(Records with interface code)

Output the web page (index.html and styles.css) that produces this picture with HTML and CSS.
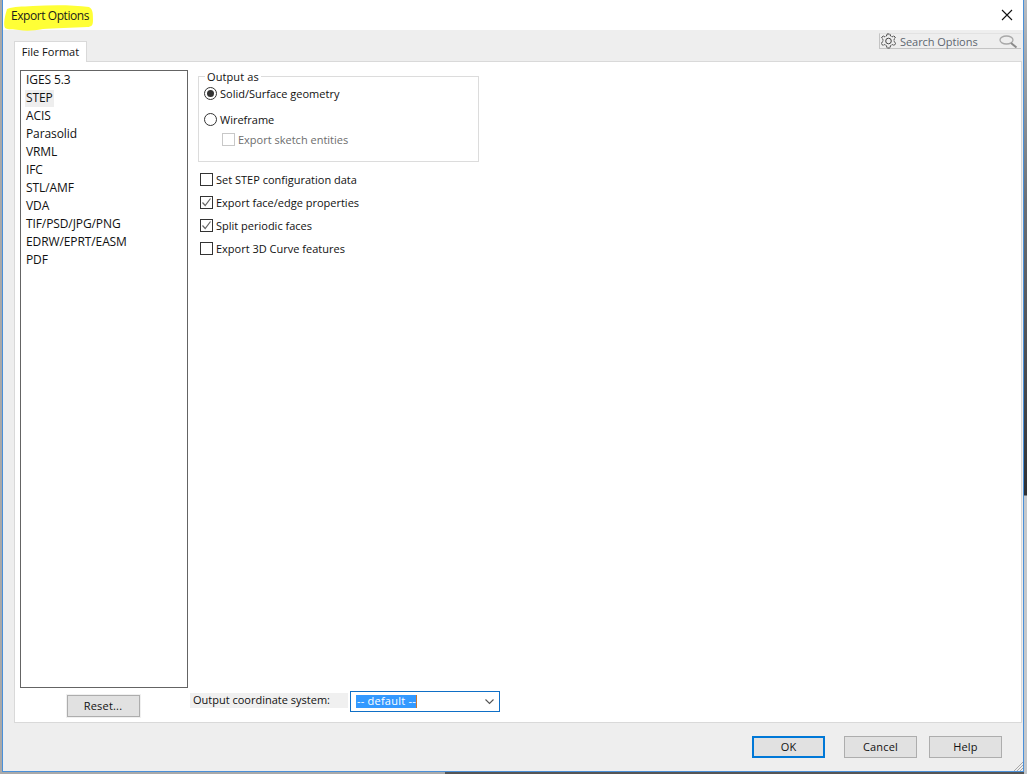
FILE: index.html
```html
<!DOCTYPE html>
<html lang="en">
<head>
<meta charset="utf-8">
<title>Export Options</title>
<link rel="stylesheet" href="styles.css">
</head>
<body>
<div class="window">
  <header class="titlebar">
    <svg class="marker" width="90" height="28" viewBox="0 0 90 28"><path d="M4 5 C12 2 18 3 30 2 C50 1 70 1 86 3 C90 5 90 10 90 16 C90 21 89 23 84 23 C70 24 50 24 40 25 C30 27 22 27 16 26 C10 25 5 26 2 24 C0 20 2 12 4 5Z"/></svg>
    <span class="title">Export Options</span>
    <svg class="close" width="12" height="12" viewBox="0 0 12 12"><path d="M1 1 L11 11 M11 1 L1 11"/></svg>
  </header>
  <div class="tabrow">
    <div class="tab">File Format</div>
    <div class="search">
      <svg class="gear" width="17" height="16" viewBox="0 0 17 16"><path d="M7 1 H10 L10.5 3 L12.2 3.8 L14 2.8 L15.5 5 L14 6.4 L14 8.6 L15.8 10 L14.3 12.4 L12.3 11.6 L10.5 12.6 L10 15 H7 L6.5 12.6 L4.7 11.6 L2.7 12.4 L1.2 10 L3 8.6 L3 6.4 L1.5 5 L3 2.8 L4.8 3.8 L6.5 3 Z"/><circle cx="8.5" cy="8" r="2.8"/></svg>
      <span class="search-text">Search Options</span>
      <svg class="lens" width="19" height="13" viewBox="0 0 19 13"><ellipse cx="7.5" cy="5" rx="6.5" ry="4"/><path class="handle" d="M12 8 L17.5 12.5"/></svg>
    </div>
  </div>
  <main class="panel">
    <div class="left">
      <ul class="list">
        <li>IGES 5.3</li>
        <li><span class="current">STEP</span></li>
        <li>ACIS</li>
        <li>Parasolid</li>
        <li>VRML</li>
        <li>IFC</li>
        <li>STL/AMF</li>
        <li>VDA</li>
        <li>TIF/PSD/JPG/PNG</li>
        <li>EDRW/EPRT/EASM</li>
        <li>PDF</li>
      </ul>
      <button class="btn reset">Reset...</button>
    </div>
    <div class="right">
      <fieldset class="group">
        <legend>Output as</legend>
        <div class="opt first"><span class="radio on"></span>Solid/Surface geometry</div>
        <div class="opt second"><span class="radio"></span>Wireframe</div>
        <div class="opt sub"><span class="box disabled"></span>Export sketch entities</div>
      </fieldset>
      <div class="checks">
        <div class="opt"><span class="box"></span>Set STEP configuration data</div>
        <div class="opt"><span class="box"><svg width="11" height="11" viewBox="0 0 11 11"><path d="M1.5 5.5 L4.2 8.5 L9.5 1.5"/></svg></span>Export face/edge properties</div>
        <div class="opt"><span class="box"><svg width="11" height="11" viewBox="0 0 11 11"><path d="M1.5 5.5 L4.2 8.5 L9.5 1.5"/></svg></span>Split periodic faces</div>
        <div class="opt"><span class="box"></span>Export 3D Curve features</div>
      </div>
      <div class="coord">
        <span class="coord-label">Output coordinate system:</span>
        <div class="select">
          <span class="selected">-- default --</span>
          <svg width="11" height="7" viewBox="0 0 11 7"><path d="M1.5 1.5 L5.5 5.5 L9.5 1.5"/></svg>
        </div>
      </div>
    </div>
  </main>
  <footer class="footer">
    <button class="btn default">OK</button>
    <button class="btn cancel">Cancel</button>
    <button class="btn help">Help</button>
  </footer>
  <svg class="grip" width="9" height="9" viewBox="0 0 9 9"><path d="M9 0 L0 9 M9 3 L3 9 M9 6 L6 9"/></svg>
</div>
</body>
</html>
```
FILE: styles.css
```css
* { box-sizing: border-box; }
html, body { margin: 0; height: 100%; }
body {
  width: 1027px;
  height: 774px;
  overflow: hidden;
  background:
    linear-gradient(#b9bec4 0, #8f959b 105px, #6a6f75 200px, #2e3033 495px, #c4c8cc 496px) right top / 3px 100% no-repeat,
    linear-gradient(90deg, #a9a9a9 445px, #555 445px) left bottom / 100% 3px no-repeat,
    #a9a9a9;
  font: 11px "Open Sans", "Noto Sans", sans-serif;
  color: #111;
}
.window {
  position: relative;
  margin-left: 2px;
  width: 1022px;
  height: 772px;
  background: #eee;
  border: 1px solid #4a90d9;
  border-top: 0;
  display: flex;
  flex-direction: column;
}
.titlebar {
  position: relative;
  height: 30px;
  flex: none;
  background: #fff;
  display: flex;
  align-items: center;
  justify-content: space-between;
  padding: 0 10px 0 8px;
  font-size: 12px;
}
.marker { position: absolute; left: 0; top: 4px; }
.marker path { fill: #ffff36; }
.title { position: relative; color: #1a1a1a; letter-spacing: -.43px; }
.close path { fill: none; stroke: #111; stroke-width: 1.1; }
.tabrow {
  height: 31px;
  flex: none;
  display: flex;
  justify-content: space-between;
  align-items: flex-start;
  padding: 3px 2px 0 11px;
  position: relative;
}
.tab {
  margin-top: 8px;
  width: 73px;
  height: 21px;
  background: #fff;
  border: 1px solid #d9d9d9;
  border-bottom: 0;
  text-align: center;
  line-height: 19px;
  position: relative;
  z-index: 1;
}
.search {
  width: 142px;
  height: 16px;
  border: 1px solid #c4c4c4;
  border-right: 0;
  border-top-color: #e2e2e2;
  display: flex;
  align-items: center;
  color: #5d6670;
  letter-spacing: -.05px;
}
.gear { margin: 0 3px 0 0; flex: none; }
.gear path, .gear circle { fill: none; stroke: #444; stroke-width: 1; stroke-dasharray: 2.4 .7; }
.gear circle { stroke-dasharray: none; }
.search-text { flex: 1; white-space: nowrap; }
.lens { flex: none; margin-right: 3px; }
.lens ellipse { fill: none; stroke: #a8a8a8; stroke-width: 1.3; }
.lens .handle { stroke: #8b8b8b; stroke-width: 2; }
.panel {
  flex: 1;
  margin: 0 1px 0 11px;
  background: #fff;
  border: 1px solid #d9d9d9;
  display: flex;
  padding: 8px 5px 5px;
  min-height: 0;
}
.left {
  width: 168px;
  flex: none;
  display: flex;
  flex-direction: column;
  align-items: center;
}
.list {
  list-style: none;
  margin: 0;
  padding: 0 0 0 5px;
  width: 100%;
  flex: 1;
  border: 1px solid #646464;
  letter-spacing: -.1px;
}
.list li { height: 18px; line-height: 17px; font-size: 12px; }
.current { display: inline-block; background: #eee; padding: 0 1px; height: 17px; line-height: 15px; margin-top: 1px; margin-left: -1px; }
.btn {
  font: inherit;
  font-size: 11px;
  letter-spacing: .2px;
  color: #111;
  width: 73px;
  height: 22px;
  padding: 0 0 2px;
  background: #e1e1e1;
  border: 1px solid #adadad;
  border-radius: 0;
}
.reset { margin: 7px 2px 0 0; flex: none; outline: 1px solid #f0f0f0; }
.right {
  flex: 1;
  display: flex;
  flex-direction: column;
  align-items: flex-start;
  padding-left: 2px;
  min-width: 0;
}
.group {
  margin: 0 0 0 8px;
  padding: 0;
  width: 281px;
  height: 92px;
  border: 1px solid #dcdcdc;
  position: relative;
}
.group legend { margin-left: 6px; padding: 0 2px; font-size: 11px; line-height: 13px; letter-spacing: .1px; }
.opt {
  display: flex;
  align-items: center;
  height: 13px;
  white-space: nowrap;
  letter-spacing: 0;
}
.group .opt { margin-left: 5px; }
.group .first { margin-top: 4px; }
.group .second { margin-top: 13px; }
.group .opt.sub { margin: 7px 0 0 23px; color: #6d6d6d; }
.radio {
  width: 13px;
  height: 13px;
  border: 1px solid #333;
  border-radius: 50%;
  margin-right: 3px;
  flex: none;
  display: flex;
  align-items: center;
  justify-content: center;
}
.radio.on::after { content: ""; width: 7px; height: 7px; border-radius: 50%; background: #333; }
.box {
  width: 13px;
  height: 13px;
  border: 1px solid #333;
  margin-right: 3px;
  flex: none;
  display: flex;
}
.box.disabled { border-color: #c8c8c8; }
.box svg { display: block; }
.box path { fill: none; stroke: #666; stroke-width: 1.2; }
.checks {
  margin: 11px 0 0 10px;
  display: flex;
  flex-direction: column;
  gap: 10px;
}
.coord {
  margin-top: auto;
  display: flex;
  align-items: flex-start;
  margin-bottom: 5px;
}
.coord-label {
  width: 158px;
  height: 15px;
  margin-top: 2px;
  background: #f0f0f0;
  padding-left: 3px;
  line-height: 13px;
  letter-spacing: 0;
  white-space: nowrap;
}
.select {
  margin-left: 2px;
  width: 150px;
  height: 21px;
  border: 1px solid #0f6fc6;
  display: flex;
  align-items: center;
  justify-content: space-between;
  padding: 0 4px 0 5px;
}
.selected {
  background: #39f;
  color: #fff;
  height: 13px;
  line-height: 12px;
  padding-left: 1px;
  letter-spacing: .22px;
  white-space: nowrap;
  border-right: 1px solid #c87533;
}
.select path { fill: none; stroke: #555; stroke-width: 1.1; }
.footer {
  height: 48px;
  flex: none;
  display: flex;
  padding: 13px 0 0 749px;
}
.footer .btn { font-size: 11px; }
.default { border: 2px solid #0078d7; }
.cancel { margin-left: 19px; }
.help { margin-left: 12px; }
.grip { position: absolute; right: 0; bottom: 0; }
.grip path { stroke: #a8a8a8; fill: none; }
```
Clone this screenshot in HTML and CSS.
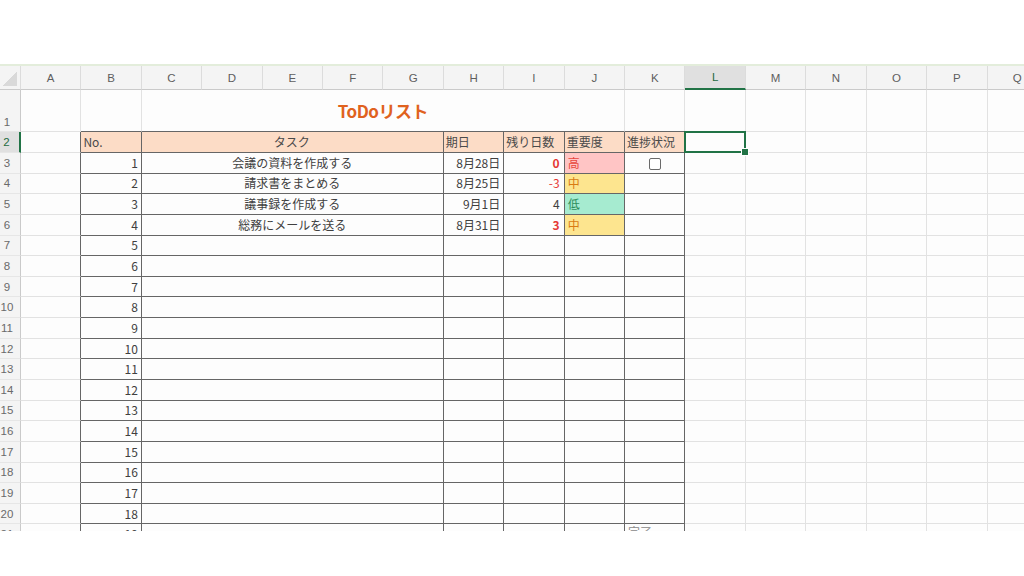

**PROBLEM:**
Go through the data and gather every line that holds "this".

**EXERCISE OUTPUT:**
Output the web page (index.html and styles.css) that produces this picture with HTML and CSS.
Clone this screenshot in HTML and CSS.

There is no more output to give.